**Task goal**
Copy each line that has the string "React" somewhere in it.

[Entries with page source code]
__________________________________________________
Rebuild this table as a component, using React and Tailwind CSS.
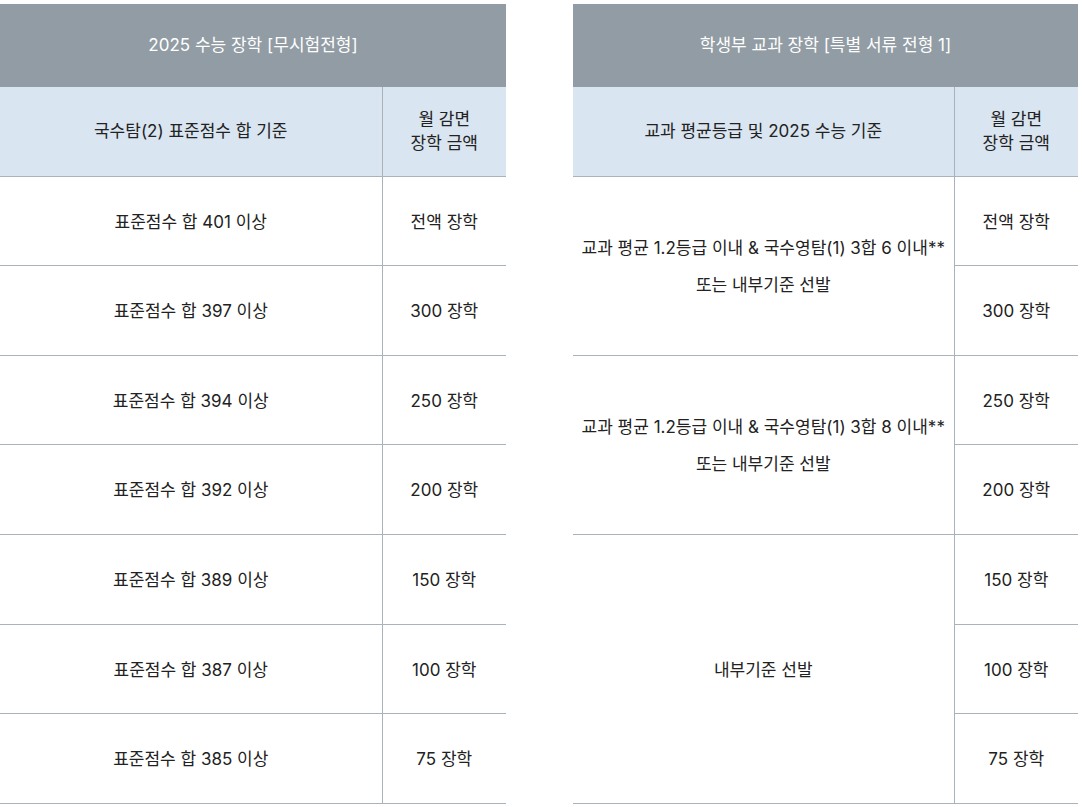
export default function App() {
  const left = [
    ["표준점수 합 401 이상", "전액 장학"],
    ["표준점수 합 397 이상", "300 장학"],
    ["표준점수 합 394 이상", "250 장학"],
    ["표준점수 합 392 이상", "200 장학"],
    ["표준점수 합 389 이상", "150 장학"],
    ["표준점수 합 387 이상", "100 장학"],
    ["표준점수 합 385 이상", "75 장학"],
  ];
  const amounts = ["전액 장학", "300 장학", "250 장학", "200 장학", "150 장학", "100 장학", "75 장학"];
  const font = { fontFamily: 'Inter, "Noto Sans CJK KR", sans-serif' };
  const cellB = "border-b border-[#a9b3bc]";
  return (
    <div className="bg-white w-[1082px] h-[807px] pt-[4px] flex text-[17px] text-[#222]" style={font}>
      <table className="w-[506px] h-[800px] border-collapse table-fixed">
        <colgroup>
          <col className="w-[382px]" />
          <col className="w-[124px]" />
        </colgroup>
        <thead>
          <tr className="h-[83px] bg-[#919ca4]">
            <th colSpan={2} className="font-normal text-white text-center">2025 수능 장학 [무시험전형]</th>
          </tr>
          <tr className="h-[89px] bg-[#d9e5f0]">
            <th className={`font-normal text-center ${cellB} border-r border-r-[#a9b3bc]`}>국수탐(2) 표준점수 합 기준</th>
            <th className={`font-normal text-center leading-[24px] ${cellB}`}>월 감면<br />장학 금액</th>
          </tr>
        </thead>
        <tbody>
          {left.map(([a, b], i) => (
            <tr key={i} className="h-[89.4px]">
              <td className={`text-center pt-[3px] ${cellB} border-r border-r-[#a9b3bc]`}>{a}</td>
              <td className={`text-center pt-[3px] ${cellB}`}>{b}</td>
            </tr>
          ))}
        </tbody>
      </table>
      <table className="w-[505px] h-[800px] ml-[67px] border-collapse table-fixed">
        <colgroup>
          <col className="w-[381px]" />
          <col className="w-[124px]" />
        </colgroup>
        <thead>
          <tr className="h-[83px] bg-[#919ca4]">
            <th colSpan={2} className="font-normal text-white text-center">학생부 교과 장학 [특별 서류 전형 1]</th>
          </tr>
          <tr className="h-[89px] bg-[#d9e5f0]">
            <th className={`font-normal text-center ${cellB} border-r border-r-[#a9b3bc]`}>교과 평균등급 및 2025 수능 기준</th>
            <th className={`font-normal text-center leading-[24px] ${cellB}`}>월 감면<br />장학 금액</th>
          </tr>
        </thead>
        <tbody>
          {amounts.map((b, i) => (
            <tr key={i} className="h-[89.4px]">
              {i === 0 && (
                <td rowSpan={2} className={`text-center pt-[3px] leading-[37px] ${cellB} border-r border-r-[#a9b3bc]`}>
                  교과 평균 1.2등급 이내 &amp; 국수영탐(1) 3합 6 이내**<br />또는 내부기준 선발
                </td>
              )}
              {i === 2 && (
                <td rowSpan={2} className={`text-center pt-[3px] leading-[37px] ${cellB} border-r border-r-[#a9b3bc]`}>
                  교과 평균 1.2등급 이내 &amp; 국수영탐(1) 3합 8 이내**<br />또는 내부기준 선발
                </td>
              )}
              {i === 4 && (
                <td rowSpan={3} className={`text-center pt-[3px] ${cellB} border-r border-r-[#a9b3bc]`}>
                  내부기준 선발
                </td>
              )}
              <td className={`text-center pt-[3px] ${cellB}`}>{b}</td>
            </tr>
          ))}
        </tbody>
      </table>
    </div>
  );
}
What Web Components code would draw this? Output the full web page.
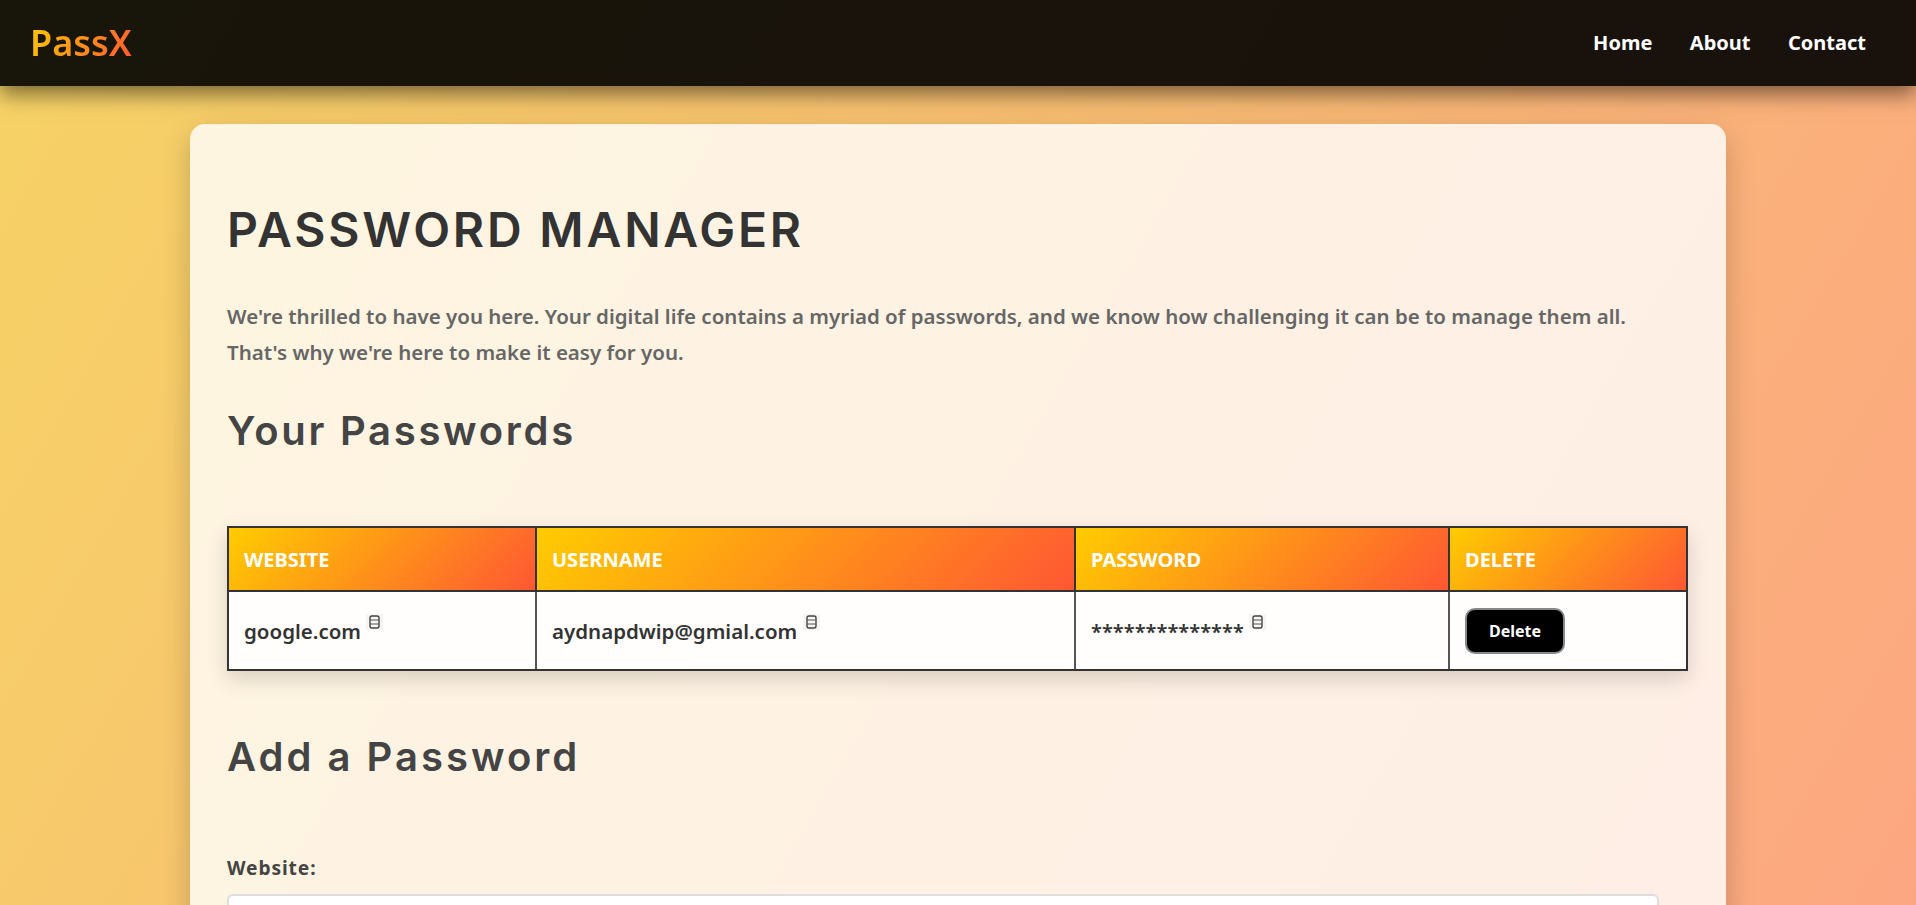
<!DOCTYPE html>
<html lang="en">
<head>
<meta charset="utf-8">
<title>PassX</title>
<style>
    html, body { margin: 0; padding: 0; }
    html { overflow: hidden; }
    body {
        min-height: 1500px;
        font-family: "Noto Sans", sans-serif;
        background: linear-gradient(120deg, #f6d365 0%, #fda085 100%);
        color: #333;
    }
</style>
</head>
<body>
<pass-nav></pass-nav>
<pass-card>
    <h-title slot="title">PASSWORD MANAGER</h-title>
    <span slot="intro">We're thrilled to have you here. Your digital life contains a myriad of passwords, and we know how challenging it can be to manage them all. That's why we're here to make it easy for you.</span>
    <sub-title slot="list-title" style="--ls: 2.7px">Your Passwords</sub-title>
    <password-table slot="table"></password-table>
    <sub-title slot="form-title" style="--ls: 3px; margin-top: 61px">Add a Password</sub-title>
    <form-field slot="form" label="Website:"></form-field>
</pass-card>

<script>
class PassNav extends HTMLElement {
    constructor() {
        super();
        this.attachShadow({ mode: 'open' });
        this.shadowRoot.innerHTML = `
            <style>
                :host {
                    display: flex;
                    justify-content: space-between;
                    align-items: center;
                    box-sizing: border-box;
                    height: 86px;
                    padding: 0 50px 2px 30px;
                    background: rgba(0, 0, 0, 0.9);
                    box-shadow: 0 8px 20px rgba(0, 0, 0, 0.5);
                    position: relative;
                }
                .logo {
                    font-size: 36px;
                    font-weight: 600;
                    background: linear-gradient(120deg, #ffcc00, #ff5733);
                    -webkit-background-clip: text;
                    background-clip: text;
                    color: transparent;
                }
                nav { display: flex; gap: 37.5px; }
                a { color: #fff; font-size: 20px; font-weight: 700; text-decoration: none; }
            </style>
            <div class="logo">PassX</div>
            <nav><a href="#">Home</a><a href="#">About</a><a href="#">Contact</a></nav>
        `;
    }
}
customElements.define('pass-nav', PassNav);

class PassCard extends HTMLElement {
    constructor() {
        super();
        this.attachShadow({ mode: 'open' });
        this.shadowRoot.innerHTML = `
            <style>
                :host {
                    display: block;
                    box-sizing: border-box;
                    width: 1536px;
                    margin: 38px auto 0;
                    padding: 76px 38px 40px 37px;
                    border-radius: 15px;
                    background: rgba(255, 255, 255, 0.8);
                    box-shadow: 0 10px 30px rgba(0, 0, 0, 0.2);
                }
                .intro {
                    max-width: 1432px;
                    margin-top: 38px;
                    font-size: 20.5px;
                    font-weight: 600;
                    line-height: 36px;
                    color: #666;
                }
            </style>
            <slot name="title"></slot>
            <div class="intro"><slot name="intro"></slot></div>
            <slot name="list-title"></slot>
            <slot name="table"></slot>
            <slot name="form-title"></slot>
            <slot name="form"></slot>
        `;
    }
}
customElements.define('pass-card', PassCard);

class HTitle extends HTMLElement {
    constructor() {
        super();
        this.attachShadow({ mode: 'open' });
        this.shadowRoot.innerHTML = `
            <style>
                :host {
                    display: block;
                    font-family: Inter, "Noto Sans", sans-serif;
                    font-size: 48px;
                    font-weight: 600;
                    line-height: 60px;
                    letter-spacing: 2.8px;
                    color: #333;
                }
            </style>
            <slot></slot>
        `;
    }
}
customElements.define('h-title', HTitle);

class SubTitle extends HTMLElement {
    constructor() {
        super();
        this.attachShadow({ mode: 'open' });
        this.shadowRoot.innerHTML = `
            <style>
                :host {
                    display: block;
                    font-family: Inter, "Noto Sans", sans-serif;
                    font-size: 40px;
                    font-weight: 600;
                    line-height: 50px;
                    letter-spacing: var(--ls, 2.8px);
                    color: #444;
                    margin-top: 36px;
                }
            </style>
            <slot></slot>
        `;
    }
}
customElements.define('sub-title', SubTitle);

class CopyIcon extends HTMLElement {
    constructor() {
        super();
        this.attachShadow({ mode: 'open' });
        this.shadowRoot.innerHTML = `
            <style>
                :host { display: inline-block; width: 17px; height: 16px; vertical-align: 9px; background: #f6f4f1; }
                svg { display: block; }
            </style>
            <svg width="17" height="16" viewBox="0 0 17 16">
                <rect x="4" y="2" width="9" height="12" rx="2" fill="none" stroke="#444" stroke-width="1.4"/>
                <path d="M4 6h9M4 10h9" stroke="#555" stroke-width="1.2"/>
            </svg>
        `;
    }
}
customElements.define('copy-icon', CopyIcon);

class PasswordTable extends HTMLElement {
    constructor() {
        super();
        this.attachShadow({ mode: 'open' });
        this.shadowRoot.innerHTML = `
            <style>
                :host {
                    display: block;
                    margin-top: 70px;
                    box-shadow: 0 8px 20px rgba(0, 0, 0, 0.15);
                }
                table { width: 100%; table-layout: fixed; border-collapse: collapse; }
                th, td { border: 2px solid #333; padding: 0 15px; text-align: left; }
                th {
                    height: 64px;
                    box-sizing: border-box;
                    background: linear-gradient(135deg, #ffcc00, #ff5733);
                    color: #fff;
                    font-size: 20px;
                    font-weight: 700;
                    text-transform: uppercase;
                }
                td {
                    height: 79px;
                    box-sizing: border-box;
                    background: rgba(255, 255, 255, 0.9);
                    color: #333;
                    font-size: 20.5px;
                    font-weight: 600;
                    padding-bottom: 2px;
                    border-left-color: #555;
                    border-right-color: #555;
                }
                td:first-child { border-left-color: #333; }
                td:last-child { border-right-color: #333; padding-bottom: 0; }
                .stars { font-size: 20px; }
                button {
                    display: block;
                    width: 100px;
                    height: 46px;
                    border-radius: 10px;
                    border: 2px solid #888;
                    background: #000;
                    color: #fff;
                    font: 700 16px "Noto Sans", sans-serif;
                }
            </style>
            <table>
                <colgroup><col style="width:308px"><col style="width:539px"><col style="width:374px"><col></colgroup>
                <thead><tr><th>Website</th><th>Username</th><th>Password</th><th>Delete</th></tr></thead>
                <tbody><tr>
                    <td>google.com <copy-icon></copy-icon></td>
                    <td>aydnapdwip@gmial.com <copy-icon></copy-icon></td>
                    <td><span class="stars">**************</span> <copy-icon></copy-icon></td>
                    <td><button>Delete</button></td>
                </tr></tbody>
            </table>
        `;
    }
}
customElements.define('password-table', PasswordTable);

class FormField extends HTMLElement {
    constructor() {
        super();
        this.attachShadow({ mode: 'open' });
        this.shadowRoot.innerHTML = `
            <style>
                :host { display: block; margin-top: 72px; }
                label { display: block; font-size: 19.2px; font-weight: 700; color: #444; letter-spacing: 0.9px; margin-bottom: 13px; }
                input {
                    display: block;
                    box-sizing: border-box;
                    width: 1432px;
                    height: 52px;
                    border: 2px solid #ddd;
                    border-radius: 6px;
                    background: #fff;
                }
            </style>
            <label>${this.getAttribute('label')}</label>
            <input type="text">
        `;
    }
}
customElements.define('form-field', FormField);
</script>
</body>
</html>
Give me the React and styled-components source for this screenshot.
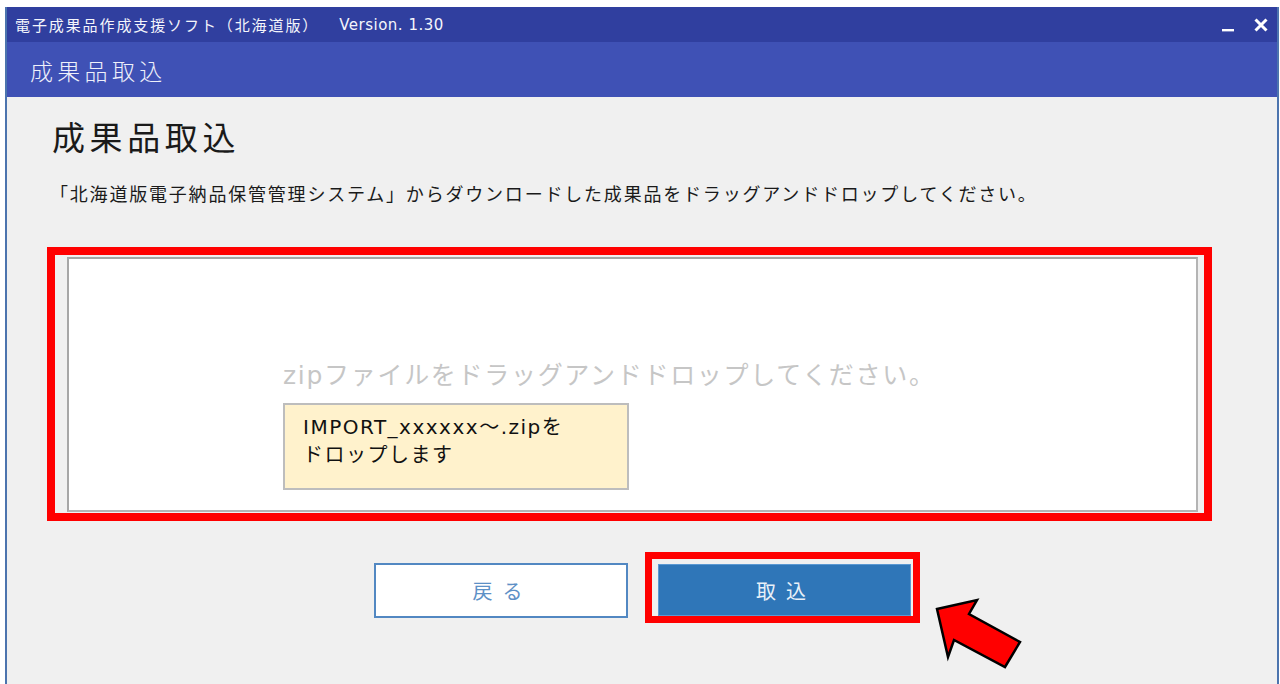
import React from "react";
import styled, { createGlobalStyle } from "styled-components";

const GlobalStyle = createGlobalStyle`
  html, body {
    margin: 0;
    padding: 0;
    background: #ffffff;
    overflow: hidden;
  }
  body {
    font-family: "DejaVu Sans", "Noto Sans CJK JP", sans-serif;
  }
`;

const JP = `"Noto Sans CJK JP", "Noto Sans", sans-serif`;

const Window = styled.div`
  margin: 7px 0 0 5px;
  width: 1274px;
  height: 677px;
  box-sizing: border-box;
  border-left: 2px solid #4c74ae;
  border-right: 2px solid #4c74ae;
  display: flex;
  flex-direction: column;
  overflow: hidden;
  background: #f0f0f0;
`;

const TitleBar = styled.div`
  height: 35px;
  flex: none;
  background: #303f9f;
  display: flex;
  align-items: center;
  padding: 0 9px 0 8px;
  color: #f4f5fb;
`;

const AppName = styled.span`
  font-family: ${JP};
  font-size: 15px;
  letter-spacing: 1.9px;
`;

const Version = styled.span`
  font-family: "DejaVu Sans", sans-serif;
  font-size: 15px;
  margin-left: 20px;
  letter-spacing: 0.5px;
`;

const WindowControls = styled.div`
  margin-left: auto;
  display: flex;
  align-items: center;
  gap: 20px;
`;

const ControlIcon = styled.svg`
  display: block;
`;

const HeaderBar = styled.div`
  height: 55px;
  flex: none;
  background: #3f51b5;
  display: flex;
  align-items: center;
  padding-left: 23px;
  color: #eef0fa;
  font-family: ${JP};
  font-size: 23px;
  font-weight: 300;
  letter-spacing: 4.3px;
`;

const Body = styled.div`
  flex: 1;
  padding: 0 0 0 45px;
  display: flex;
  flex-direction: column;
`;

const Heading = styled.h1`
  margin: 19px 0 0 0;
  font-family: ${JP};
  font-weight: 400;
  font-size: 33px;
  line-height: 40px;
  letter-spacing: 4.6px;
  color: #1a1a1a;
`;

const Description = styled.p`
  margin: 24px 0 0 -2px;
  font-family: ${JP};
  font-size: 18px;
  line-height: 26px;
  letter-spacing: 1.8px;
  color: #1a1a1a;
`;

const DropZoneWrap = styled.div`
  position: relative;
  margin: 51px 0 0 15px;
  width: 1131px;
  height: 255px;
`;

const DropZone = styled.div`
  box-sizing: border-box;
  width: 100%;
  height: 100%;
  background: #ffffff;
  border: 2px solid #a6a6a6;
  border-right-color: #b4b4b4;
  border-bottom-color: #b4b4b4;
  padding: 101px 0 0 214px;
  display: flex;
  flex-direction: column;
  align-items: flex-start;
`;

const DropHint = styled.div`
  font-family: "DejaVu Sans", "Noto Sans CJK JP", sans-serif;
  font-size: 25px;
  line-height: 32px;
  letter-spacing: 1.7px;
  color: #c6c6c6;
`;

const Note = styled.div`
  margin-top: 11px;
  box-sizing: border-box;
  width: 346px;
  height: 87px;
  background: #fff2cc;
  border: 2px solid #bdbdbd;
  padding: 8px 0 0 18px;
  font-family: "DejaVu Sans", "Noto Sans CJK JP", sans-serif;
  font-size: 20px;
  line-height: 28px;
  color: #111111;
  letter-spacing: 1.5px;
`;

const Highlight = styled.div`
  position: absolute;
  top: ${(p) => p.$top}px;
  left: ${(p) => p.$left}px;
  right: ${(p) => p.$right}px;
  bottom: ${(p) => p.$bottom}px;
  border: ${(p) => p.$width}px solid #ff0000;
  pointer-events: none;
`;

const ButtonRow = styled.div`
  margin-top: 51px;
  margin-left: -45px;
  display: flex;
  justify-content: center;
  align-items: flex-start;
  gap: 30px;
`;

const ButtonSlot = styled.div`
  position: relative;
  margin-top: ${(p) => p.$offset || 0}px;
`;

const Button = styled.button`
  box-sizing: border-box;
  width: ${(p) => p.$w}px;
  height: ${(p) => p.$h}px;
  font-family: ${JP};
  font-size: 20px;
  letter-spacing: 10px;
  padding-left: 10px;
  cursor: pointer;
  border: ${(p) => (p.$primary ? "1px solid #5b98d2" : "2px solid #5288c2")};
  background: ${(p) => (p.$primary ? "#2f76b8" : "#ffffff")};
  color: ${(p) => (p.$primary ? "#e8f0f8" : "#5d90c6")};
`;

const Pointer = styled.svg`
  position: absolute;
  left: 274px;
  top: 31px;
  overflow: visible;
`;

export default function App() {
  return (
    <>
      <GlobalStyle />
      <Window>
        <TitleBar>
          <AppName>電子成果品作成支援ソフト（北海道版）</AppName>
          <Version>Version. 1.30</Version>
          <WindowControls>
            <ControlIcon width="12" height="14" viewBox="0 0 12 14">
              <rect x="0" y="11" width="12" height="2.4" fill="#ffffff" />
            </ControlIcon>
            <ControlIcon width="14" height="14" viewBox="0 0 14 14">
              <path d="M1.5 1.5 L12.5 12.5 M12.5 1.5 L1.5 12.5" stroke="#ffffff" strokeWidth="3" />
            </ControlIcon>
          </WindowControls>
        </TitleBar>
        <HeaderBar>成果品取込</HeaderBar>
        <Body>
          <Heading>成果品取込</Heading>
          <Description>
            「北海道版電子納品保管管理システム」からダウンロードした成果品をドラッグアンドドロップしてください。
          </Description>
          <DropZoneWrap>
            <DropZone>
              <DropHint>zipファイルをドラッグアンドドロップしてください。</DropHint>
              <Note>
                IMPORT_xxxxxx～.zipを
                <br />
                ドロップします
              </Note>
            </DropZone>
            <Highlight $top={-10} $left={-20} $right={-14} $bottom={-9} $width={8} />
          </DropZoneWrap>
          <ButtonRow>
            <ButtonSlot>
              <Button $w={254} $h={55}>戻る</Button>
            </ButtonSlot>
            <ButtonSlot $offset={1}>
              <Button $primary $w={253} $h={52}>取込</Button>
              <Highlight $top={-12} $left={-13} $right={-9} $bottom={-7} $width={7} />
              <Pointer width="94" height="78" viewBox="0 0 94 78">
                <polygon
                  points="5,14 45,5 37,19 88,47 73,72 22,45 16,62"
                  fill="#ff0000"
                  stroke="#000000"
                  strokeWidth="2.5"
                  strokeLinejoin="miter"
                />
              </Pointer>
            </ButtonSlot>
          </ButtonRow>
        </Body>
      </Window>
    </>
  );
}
__________________________________________________
**Completed exercise**
Rebuild this table as a component, using React and Tailwind CSS.
Give me the React and styled-components source for this screenshot.
import React from "react";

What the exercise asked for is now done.